10.The Government welcomes comments on whether particular issues arise in relation to Self Assessment (where the relevant taxes operate within a Self Assessment regime) or within the existing administrative rules for those taxes that do not operate within a Self Assessment regime.

11.The Government invites comments on the general proposal that the GAAR should as far as possible operate within existing administration rules for the taxes involved; and on what adaptations may be necessary to existing administrative rules to ensure that the GAAR operates with as little as possible additional administration cost and burden for taxpayers, advisers and HMRC. Is there a case for having a new type of assessment given the cross-regime range of the GAAR?

No comment

12.The Government invites comments on whether time limits should be set for each of stages two, three and four and if so what those time limits should be.

Yes: probably one to three months.
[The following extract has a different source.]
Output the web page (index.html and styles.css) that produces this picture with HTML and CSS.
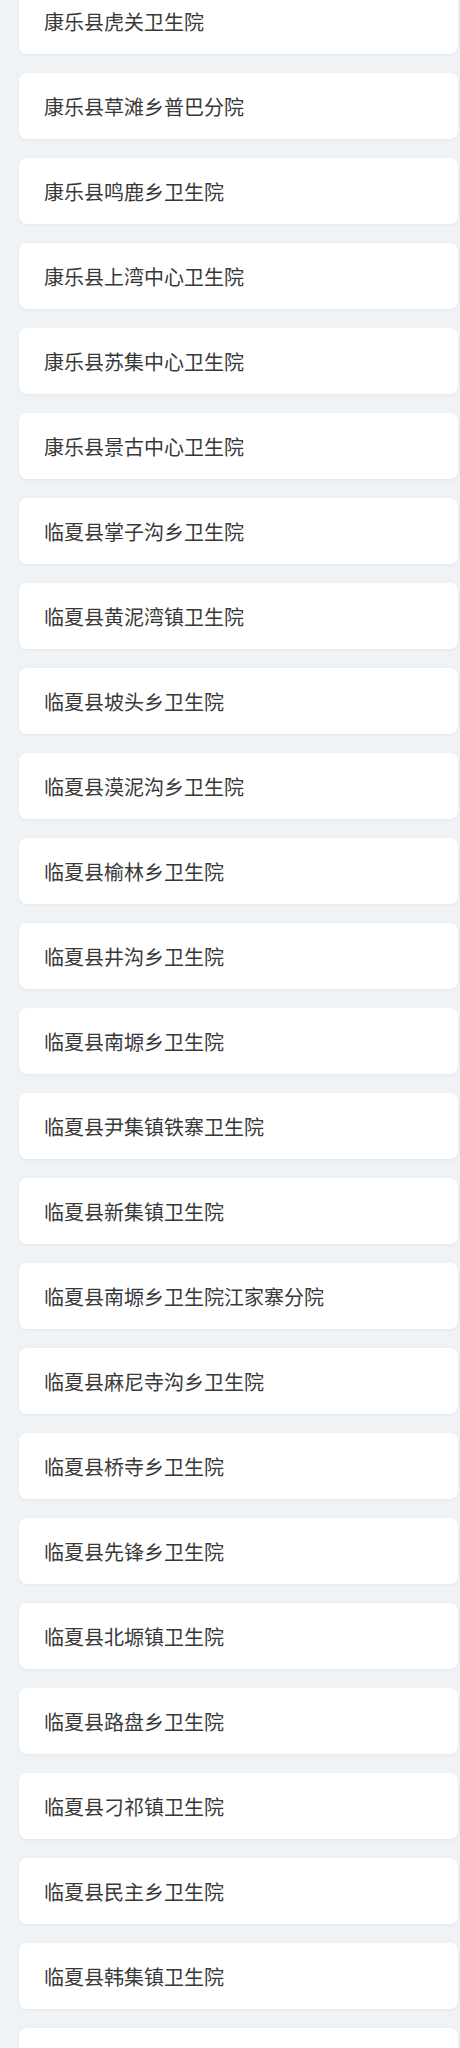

The work needs to be resourced to risk, so HMRC will need to allocate appropriate resource to push these cases forward. And the tax avoider will have little or no incentive to cooperate if there isn’t also a time limit for them to respond or lose the case by default.

13.The Government welcomes comments on the proposals relating to the Advisory Panel.

See answer 9. The Advisory Panel needs to have lay members.

14.The Government would welcome views on the proposals for producing and updating the guidance.

The government already has rules in place around guidance – that it should be ready when legislation is published, that it should be compiled in collaboration with the affected taxpayers, that it should be in plain English – if it follows its own rules it won’t need to make more!

15.HMRC would welcome comments or evidence that can improve the TIA assessment of impacts, costs and yield of the GAAR proposals.

The Exchequer Impact does not follow the internal guidance to give the order of magnitude of the problem. What amounts are expected to be raised and/or saved as a result of the introduction of the GAAR? Without that information, it’s hard to see whether the GAAR will amount to a hill of beans.